Transjakarta (Bus Rapid Transit) Hub Cawang Sentral, Rute Transjabodetabek (B11, D11, B25) Membutuhkan perjalanan lanjutan atau taksi online dari halte terdekat menuju TMII.
Kendaraan Pribadi Masuk melalui Gerbang 3 Kendaraan wajib diparkir di Gedung Parkir terpusat untuk mengikuti konsep pedestrian.

Pemeliharaan dan Keberlanjutan Infrastruktur

Mengingat risiko hidrologi historis yang menyebabkan luapan Danau Archipelago dan mengganggu jogging track , diperlukan audit berkala dan program pemeliharaan preventif yang ketat terhadap sistem drainase di sekitar area danau.

Selain itu, mempertahankan konsep Green Park dan citra “asri dan terawat” memerlukan alokasi anggaran pemeliharaan taman dan lanskap yang signifikan. Manajemen BUMN harus memastikan bahwa pemeliharaan infrastruktur hijau ini tidak dikompromikan untuk menjaga kualitas pengalaman pengunjung dan menjamin keberlanjutan jangka panjang dari investasi Rp1.27 Triliun yang telah dilakukan.

Kesimpulan

TMII 2.0 mewakili studi kasus yang berhasil dalam revitalisasi aset publik strategis melalui intervensi modal besar dari APBN dan pengalihan manajemen profesional BUMN. Investasi sebesar Rp1,27 Triliun telah secara langsung menghasilkan peningkatan kualitas infrastruktur, penerapan konsep keberlanjutan (70% zona hijau dan mobilitas listrik), serta peningkatan citra destinasi yang signifikan di mata publik.

Keberhasilan jangka panjang TMII akan diukur dari kemampuannya untuk menyeimbangkan dua mandat yang saling bertolak belakang: mandat sosial (edukasi, persatuan nasional, dan harga tiket terjangkau Rp25.000) dengan kebutuhan komersial (mencapai target 6-10 juta kunjungan dan mencapai kemandirian operasional).

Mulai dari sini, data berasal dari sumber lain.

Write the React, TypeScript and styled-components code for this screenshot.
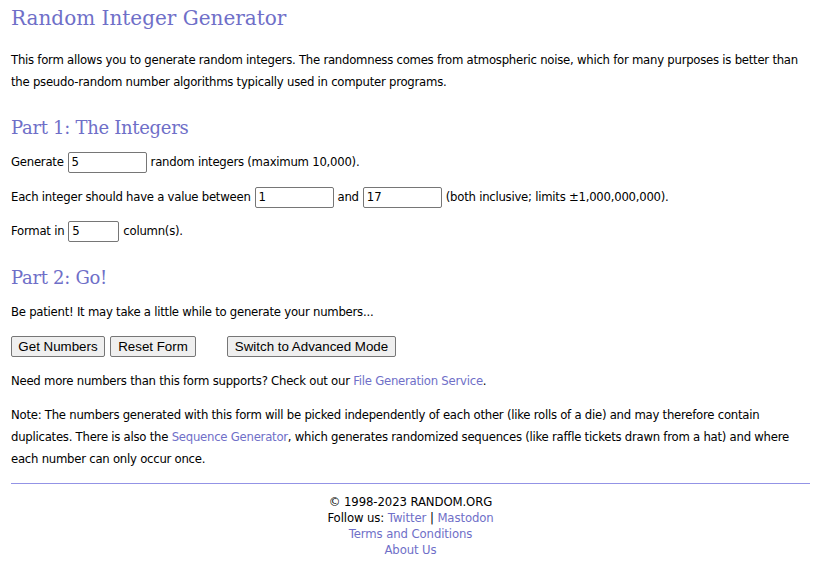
import React from 'react'
import styled, { createGlobalStyle } from 'styled-components'

const GlobalStyle = createGlobalStyle`
  body {
    margin: 0;
    background: #fff;
    color: #000;
    font-family: "DejaVu Sans", Verdana, sans-serif;
    font-size: 11.7px;
    letter-spacing: -0.25px;
  }
`

const LINK = '#6f6fc8'

const Page = styled.div`
  padding: 0 10px 0 11px;
`

const Title = styled.h1`
  margin: 4px 0 0;
  font-family: "DejaVu Serif", Georgia, serif;
  font-weight: normal;
  font-size: 20px;
  line-height: 28px;
  letter-spacing: 0;
  color: ${LINK};
`

const Heading = styled.h2<{ $top: number }>`
  margin: ${(p) => p.$top}px 0 0;
  font-family: "DejaVu Serif", Georgia, serif;
  font-weight: normal;
  font-size: 18px;
  line-height: 28px;
  letter-spacing: -0.3px;
  color: ${LINK};
`

const Text = styled.p<{ $top: number }>`
  margin: ${(p) => p.$top}px 0 0;
  line-height: 22px;
`

const Row = styled.div<{ $top: number }>`
  margin-top: ${(p) => p.$top}px;
  height: 24px;
  display: flex;
  align-items: center;
  white-space: pre;
`

const Field = styled.input<{ $w: number }>`
  box-sizing: border-box;
  width: ${(p) => p.$w}px;
  height: 21px;
  margin: 0 4px;
  padding: 1px 3px;
  border: 1px solid #767676;
  border-radius: 2px;
  font-family: "DejaVu Sans", Verdana, sans-serif;
  font-size: 11.7px;
  color: #000;
  background: #fff;
`

const Button = styled.button<{ $w: number; $gap?: number }>`
  box-sizing: border-box;
  width: ${(p) => p.$w}px;
  height: 21px;
  margin-left: ${(p) => p.$gap ?? 0}px;
  padding: 0;
  border: 1px solid #767676;
  border-radius: 2px;
  background: #efefef;
  font-family: "Liberation Sans", Arial, sans-serif;
  font-size: 13.33px;
  letter-spacing: 0;
  color: #000;
`

const Link = styled.a`
  color: ${LINK};
  text-decoration: none;
`

const Rule = styled.hr`
  margin: 13px 0 0;
  border: 0;
  border-top: 1px solid #9393e6;
`

const Footer = styled.footer`
  margin-top: 10px;
  text-align: center;
  line-height: 16px;
  letter-spacing: -0.1px;
`

export default function App() {
  return (
    <Page>
      <GlobalStyle />
      <Title>Random Integer Generator</Title>
      <Text $top={17}>
        This form allows you to generate random integers. The randomness comes from atmospheric
        noise, which for many purposes is better than the pseudo-random number algorithms
        typically used in computer programs.
      </Text>

      <Heading $top={21}>Part 1: The Integers</Heading>
      <Row $top={8}>
        Generate<Field $w={79} defaultValue="5" />random integers (maximum 10,000).
      </Row>
      <Row $top={11}>
        Each integer should have a value between<Field $w={79} defaultValue="1" />and
        <Field $w={79} defaultValue="17" />(both inclusive; limits ±1,000,000,000).
      </Row>
      <Row $top={10}>
        Format in<Field $w={51} defaultValue="5" />column(s).
      </Row>

      <Heading $top={21}>Part 2: Go!</Heading>
      <Text $top={9}>Be patient! It may take a little while to generate your numbers...</Text>
      <Row $top={11}>
        <Button $w={94}>Get Numbers</Button>
        <Button $w={86} $gap={5}>Reset Form</Button>
        <Button $w={169} $gap={31}>Switch to Advanced Mode</Button>
      </Row>
      <Text $top={12}>
        Need more numbers than this form supports? Check out our{' '}
        <Link href="#">File Generation Service</Link>.
      </Text>
      <Text $top={12}>
        Note: The numbers generated with this form will be picked independently of each other
        (like rolls of a die) and may therefore contain duplicates. There is also the{' '}
        <Link href="#">Sequence Generator</Link>, which generates randomized sequences (like
        raffle tickets drawn from a hat) and where each number can only occur once.
      </Text>

      <Rule />
      <Footer>
        <div>© 1998-2023 RANDOM.ORG</div>
        <div>
          Follow us: <Link href="#">Twitter</Link> | <Link href="#">Mastodon</Link>
        </div>
        <div>
          <Link href="#">Terms and Conditions</Link>
        </div>
        <div>
          <Link href="#">About Us</Link>
        </div>
      </Footer>
    </Page>
  )
}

TMII 2.0 kini diposisikan sebagai katalis pariwisata Jakarta dan pusat edukasi kultural yang relevan dan modern. Proyeksi positif ini dapat tercapai jika manajemen terus mengimplementasikan strategi monetisasi yang inovatif di luar tiket masuk utama, mempertahankan standar operasional dan kebersihan yang tinggi, serta terus meningkatkan integrasi aksesibilitas transportasi publik.